Input records:
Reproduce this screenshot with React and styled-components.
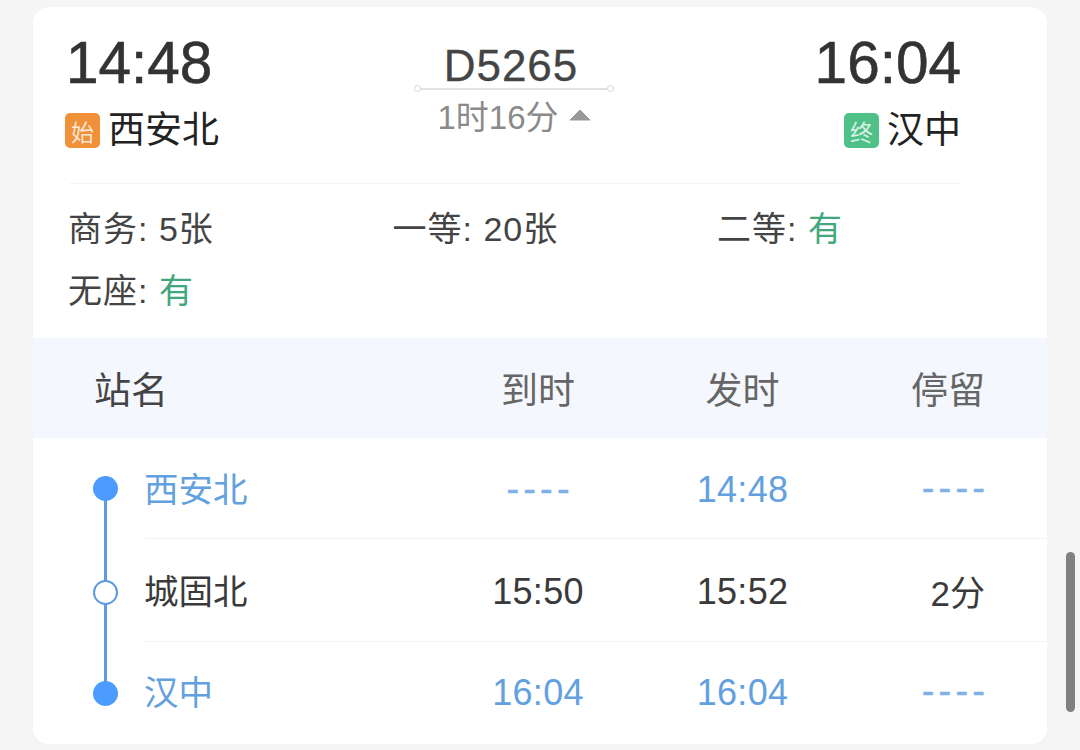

---

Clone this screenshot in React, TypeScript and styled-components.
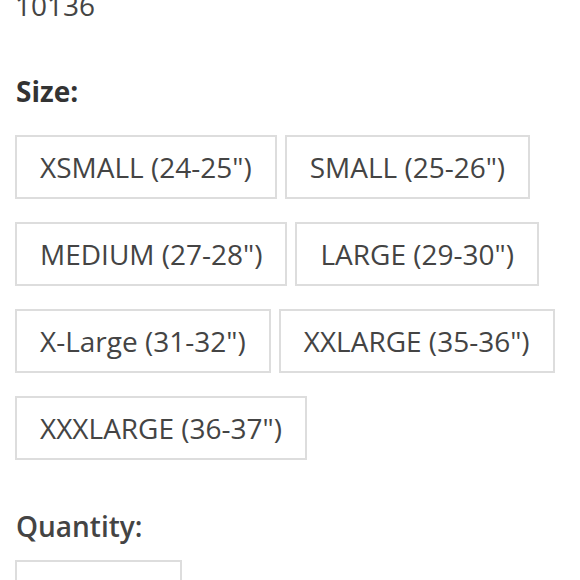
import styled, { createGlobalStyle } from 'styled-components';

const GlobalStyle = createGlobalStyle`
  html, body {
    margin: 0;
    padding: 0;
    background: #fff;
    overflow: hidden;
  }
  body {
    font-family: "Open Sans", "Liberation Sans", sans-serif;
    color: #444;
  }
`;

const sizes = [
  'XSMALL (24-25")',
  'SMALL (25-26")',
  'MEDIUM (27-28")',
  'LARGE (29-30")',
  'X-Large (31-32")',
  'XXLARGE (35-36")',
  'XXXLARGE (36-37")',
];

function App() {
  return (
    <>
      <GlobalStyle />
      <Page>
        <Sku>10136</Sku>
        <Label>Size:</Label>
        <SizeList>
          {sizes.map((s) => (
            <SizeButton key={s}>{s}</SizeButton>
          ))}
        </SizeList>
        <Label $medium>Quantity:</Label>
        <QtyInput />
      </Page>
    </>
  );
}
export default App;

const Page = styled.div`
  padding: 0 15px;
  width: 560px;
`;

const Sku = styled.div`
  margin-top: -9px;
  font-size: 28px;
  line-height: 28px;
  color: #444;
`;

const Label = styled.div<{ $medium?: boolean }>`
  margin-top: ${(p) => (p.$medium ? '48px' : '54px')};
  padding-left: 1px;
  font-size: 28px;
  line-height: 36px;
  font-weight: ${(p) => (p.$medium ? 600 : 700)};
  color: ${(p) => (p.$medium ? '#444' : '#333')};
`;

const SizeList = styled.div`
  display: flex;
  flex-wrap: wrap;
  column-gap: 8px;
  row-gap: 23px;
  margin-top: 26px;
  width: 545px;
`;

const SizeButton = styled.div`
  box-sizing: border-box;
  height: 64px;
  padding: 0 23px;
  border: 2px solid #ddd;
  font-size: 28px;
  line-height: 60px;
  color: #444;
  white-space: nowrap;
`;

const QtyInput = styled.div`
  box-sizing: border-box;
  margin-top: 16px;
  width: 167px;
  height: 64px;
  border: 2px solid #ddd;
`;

* * *

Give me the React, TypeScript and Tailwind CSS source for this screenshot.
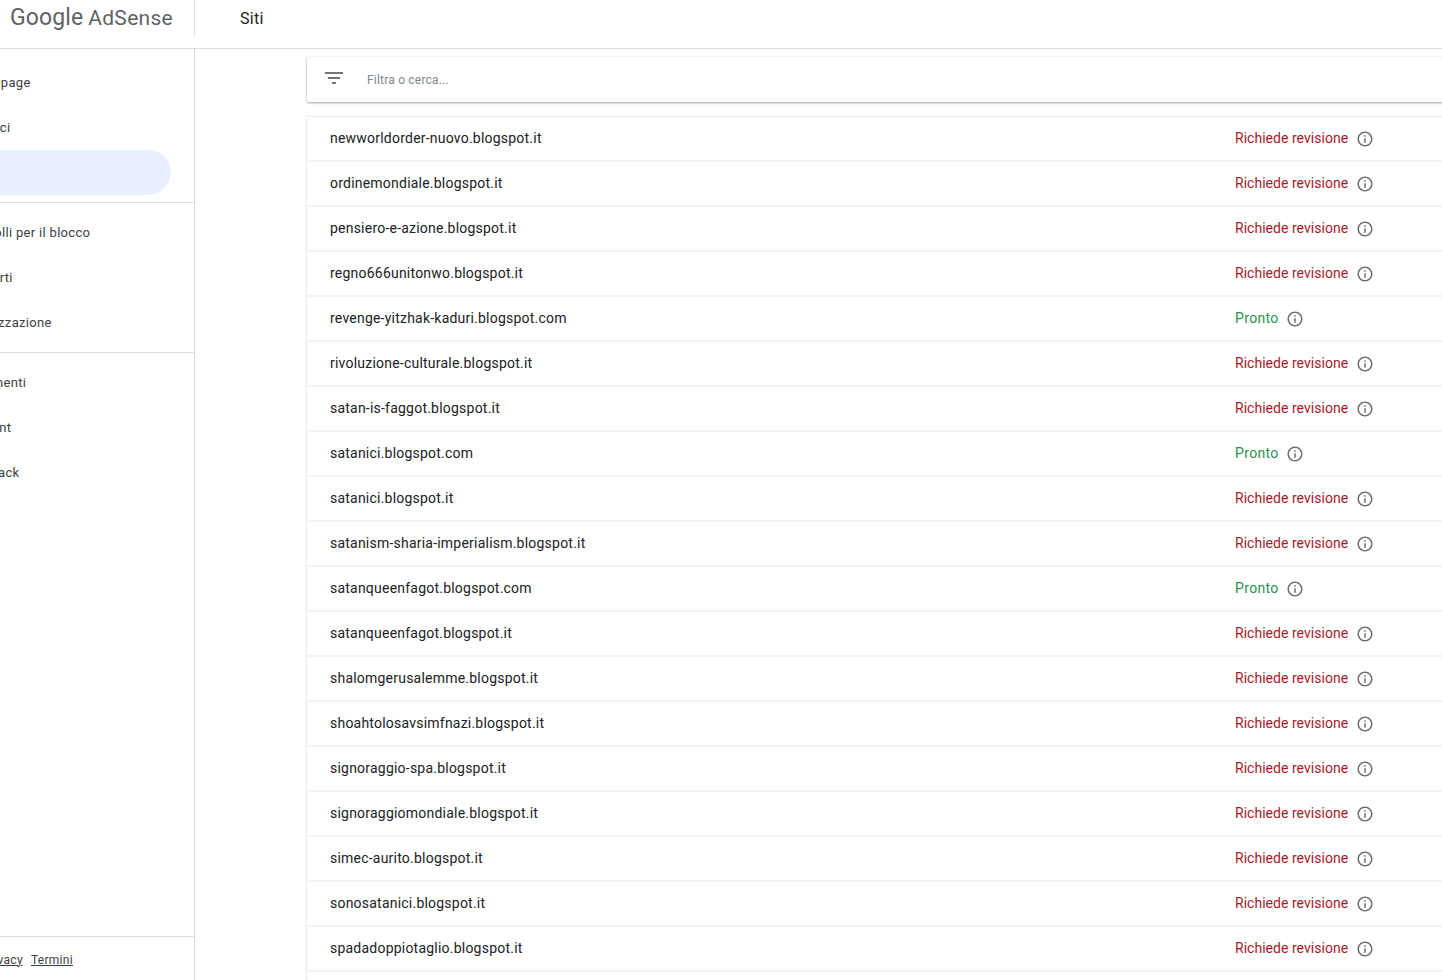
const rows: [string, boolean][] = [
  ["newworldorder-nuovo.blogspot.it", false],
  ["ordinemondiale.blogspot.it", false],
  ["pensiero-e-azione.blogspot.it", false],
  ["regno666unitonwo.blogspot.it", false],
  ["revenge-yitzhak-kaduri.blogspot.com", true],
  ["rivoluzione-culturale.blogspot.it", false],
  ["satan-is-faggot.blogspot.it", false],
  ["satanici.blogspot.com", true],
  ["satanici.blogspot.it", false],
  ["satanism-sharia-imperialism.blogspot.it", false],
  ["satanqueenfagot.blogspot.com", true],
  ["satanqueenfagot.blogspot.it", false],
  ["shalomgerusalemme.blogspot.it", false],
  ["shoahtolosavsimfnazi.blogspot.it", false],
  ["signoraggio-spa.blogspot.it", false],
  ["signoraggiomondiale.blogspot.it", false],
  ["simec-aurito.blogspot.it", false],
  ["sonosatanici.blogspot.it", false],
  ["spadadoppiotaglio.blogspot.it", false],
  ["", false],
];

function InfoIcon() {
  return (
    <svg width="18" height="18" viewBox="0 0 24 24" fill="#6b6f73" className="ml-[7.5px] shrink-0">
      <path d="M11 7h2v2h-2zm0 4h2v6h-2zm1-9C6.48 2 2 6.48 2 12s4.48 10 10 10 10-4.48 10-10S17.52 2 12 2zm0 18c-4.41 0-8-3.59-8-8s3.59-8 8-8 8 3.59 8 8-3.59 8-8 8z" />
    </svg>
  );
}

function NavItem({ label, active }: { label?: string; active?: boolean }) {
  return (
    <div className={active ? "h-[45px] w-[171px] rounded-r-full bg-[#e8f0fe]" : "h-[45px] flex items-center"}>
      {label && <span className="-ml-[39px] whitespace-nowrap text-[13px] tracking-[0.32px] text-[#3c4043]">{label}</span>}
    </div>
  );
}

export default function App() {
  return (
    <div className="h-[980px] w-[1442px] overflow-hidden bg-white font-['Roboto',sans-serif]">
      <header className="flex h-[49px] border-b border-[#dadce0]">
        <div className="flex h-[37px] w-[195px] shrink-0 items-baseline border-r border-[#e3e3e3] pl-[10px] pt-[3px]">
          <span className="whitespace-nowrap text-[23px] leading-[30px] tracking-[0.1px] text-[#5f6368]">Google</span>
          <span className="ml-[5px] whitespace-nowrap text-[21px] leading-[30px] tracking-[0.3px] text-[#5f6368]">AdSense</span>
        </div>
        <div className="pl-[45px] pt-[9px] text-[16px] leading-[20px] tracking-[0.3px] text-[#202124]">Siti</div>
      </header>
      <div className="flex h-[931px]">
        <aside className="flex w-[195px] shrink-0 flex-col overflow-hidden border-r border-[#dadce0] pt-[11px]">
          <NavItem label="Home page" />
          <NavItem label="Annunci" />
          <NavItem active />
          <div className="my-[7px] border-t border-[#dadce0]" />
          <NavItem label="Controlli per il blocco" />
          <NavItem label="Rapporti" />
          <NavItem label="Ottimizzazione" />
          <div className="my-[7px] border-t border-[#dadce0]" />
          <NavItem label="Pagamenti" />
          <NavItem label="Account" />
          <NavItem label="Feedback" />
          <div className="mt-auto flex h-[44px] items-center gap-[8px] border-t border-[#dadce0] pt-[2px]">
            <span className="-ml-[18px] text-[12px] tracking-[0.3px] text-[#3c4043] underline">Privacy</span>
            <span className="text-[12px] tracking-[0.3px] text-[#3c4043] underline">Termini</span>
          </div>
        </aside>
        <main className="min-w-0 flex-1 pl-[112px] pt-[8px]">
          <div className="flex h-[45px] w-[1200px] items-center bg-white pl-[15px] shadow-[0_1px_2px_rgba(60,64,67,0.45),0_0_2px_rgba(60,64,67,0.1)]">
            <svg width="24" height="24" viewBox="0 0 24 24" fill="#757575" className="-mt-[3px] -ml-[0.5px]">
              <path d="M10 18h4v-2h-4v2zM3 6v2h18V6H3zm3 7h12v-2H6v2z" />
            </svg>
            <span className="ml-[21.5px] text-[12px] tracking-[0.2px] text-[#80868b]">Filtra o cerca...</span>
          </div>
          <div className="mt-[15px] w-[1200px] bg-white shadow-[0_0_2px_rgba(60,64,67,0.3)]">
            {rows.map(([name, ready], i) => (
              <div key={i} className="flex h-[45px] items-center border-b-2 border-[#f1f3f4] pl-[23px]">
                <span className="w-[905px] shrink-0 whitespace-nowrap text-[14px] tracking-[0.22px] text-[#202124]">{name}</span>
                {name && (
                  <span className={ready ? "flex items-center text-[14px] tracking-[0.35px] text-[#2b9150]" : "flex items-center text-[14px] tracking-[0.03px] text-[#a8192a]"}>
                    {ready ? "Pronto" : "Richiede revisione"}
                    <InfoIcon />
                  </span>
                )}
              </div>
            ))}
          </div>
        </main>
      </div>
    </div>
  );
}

Stated exercise: Report how many lines of the listing hold the word "this", with nothing but the number.

The completed task: 3